### DATA FOR THE TASK

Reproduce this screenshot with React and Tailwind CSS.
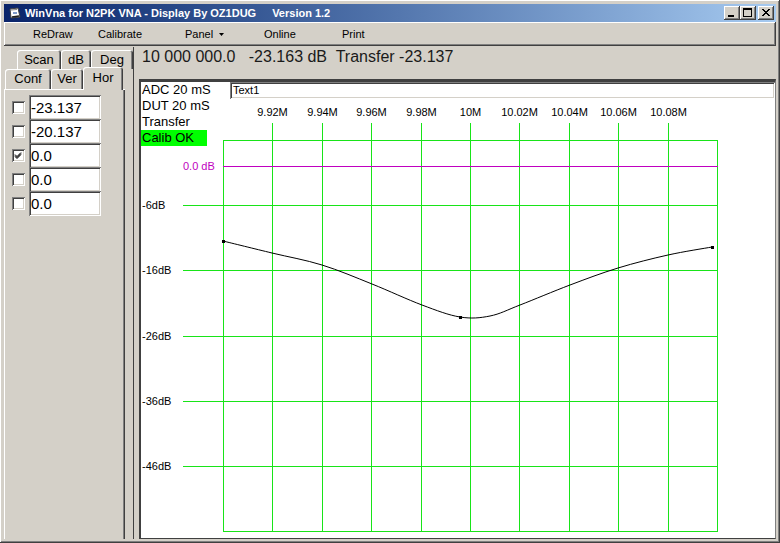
...
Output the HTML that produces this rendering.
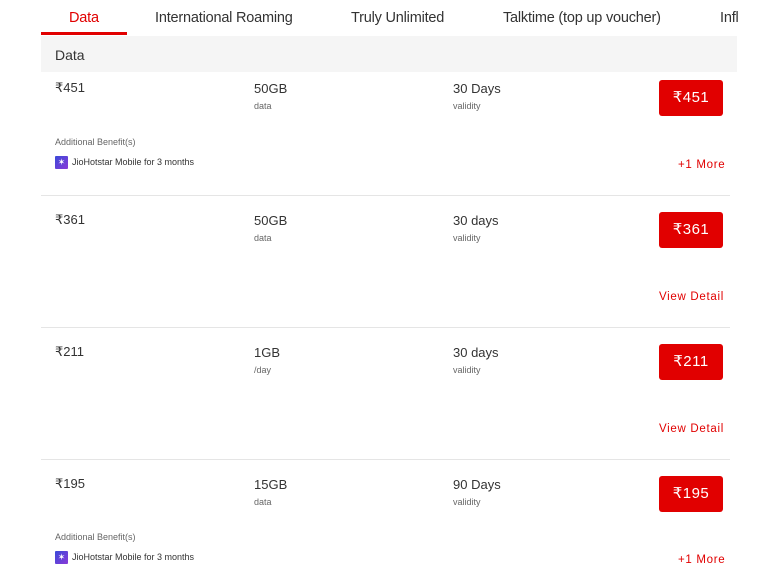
--
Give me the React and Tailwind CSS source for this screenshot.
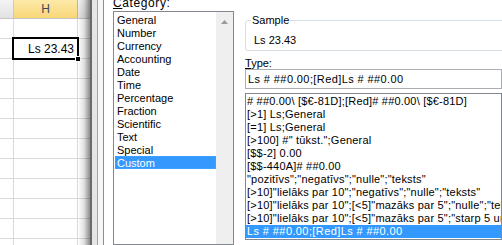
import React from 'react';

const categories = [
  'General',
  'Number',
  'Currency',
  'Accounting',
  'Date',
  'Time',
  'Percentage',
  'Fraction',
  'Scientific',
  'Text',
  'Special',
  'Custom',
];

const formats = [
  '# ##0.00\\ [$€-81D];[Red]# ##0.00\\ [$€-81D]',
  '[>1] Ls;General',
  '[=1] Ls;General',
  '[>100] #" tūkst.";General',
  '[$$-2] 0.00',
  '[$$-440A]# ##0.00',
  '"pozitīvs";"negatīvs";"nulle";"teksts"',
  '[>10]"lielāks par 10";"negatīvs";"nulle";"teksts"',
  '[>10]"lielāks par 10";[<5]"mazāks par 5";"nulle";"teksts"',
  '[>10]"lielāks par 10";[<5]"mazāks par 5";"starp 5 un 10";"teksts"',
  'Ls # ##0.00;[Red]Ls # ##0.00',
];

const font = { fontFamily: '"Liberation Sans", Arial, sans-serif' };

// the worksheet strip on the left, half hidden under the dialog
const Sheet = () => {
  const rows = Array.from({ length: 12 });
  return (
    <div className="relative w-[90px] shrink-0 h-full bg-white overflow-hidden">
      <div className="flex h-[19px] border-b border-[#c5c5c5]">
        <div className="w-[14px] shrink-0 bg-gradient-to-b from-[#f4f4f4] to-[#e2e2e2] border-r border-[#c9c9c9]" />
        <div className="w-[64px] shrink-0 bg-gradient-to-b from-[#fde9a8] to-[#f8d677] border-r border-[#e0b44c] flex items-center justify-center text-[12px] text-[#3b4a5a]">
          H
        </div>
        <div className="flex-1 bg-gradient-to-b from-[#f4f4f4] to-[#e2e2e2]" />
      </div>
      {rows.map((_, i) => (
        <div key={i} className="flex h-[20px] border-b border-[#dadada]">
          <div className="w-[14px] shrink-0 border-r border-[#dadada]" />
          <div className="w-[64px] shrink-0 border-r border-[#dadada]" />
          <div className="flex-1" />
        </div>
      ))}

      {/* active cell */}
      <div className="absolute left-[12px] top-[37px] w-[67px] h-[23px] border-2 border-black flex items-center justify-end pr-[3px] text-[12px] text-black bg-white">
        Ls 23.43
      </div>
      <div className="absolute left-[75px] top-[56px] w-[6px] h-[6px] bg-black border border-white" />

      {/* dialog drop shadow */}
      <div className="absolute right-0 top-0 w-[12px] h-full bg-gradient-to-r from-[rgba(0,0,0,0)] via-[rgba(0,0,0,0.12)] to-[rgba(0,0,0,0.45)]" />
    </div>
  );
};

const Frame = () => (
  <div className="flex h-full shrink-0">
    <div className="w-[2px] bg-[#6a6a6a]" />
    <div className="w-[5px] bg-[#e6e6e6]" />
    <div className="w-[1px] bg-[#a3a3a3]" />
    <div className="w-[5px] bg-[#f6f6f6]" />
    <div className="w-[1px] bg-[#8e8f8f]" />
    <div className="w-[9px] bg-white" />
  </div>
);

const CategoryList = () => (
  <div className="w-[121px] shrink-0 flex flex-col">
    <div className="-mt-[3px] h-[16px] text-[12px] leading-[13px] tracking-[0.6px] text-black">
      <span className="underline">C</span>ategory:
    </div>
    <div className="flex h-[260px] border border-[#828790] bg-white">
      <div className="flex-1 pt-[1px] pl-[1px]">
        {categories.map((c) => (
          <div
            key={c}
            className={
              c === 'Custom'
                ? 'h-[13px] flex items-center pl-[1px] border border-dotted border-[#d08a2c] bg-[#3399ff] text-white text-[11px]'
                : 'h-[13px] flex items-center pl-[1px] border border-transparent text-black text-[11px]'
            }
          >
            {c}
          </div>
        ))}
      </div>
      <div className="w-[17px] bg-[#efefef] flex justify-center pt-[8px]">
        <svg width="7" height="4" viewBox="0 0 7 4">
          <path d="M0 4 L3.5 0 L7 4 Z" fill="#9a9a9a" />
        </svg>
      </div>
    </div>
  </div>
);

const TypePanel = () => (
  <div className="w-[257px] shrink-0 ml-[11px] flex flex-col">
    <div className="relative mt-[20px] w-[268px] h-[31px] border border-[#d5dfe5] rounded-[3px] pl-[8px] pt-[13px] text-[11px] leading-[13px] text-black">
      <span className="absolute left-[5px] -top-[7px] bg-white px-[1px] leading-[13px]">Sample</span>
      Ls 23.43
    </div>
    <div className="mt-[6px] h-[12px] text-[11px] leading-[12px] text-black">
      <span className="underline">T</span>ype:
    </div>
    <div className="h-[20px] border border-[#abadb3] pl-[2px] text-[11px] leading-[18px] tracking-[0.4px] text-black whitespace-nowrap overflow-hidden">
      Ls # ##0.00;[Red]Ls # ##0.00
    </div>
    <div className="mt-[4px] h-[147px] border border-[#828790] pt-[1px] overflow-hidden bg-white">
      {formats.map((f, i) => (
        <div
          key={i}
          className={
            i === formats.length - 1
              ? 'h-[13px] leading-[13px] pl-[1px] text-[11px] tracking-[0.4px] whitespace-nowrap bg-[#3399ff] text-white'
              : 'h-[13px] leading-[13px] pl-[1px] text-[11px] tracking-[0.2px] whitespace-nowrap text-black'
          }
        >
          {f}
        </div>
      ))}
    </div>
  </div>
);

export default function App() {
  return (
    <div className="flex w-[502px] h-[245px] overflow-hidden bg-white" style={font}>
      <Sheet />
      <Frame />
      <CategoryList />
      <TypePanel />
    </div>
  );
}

### TASK DESCRIPTION
Gather each line from the entries above that includes the word "this".

### OUTPUT OF THE EXERCISE
Reproduce this screenshot with React and Tailwind CSS.
Output the HTML that produces this rendering.
Give me the React and Tailwind CSS source for this screenshot.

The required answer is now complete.